I want to use a LSTM to generate images, I have inputs images of (30,2,32,32) and target images of (30,1,32,32), How should I structure my data such I will be able generate images using the following architecture ? Or is it even possible to use this simple architecture to get reasonable results?

To generate images I would use a GAN over a LSTM.

Take a look at these GANs for image Generation.

The image I’m generating are a sequence, that is why I’m using an LSTM, but I will have a look the GAN repo thanks.

GAN framework may be used with almost any kind of neural networks.
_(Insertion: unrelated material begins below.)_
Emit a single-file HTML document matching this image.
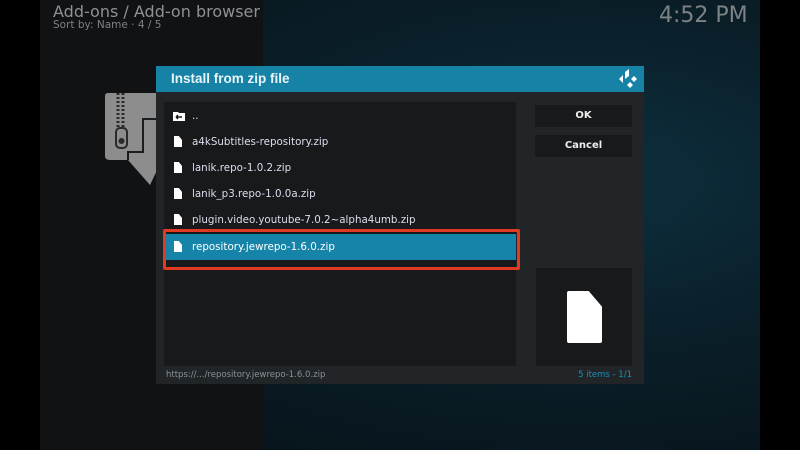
<!DOCTYPE html>
<html><head><style>
*{margin:0;padding:0;box-sizing:border-box}
body{width:800px;height:450px;overflow:hidden;background:#000;font-family:"DejaVu Sans","Liberation Sans",sans-serif;position:relative}
.bg{position:absolute;left:40px;top:0;width:720px;height:450px;background:radial-gradient(ellipse at 75% 40%,#0d3040 0%,#0a1e28 45%,#071016 100%)}
.lp{position:absolute;left:40px;top:0;width:223px;height:450px;background:#101214}
.t{position:absolute;color:#9aa0a4}
.dlg{position:absolute;left:156px;top:66px;width:488px;height:318px;background:#212528}
.hdr{position:absolute;left:0;top:0;width:488px;height:26px;background:#1683a6;color:#e8f4f8;font-family:"Liberation Sans",sans-serif;font-size:13.5px;font-weight:bold;line-height:26px;padding-left:15px}
.list{position:absolute;left:8px;top:36px;width:352px;height:264px;background:#17191b}
.row{position:absolute;left:0;width:352px;height:26px;line-height:26px;color:#dde;font-size:10.3px;padding-left:28px}
.row.sel{background:#1584a8;color:#fff}
.fi{position:absolute;left:10px;top:7px;width:8px;height:11px;background:#fff;clip-path:polygon(0 0,60% 0,100% 35%,100% 100%,0 100%)}
.btn{position:absolute;left:379px;width:97px;height:22px;background:#17191b;color:#eee;font-size:10px;font-weight:bold;text-align:center;line-height:22px}
</style></head><body>
<div class="bg"></div><div class="lp"></div>
<div class="t" style="left:53px;top:2px;font-size:16px;color:#8c9296">Add-ons / Add-on browser</div>
<div class="t" style="left:53px;top:19px;font-size:10.5px;color:#7c8286">Sort by: Name · 4 / 5</div>
<div class="t" style="left:659px;top:3px;font-size:22px;color:#7c8286">4:52 PM</div>
<svg style="position:absolute;left:104px;top:92px" width="60" height="96" viewBox="0 0 60 96">
<path d="M4 1H56V72L46 93L24 68H6Q1 68 1 64V4Q1 1 4 1Z" fill="#8d8d8d"/>
<path d="M56 27H39V60H24V68" fill="none" stroke="#1a1c1e" stroke-width="2"/>
<path d="M14 1V36M19 1V36" stroke="#2a2a2a" stroke-width="3" stroke-dasharray="2 2"/>
<rect x="12" y="36" width="11" height="20" rx="4" fill="none" stroke="#2a2a2a" stroke-width="2"/>
<circle cx="17.5" cy="49" r="3" fill="#2a2a2a"/>
</svg>
<div class="dlg">
<div class="hdr">Install from zip file</div>
<svg style="position:absolute;left:460px;top:3px" width="22" height="20" viewBox="0 0 22 20"><g fill="#fff"><path d="M3 10l4-4v8z"/><path d="M9 3l4-3 0 7-4 3z"/><path d="M15 10l3-3 3 3-3 3z"/><path d="M11 16l3-3 3 3-3 3z"/></g></svg>
<div class="list">
<div class="row" style="top:1px"><svg style="position:absolute;left:9px;top:8px" width="12" height="10"><path d="M0 1h5l1 1h6v8H0z" fill="#fff"/><path d="M3 6h6M3 6l2-2M3 6l2 2" stroke="#17191b" stroke-width="1.4"/></svg>..</div>
<div class="row" style="top:27px"><i class="fi"></i>a4kSubtitles-repository.zip</div>
<div class="row" style="top:53px"><i class="fi"></i>lanik.repo-1.0.2.zip</div>
<div class="row" style="top:79px"><i class="fi"></i>lanik_p3.repo-1.0.0a.zip</div>
<div class="row" style="top:105px"><i class="fi"></i>plugin.video.youtube-7.0.2~alpha4umb.zip</div>
<div class="row sel" style="top:132px"><i class="fi"></i>repository.jewrepo-1.6.0.zip</div>
</div>
<div style="position:absolute;left:7px;top:163px;width:357px;height:41px;border:3px solid #e03a22;border-radius:2px"></div>
<div class="btn" style="top:39px">OK</div>
<div class="btn" style="top:69px">Cancel</div>
<div style="position:absolute;left:380px;top:202px;width:96px;height:98px;background:#17191b"><div style="position:absolute;left:31px;top:23px;width:35px;height:52px;background:#fff;border-radius:2px;clip-path:polygon(0 0,62% 0,100% 30%,100% 100%,0 100%)"></div></div>
<div style="position:absolute;left:10px;top:304px;font-size:8.5px;color:#8a9094">https://.../repository.jewrepo-1.6.0.zip</div>
<div style="position:absolute;right:12px;top:304px;font-size:8.5px;color:#1d8fb5">5 items - 1/1</div>
</div>
</body></html>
Take a look at this papers for example:

- Continuous recurrent neural networks with adversarial training https://arxiv.org/abs/1611.09904
- Real-valued (Medical) Time Series Generation with Recurrent Conditional GANs https://arxiv.org/abs/1706.02633
- Language Generation with Recurrent Generative Adversarial Networks without Pre-training https://arxiv.org/abs/1706.01399
- Contextual RNN-GANs for Abstract Reasoning Diagram Generation https://arxiv.org/abs/1609.09444

First, it works for sure.

Second, even though I’m unsure of this process, I think you can view the image generating lstm as the decoder lstm from Seq2Seq from NLP. https://pytorch.org/tutorials/intermediate/seq2seq_translation_tutorial.html#sphx-glr-intermediate-seq2seq-translation-tutorial-py Your current approach might work as well; you can test the result different approaches.

Third, you don’t have to initialize the hidden states to zeros manually, Pytorch lstm does that automatically.

Thank you very much for your help.

What do you mean by " it works for sure" you mean for my specified problem or it work in general?

Generating an image step by step using an lstm can be generalized to a sequence generating problem, and lstm is a common choice for generating sequences.

How would you configure your data if you had a inputs data set with the following dimension (batch_size=256, channels=2, height=64, width=64) to match the LSTM input format (sequence_length, batch_size, input_size) ?

You would first have to convert the image into a series of data; for example, flatten the image in some way(or flatten it using `Unfold`

). Then reshape the tensor into the shape that match the input.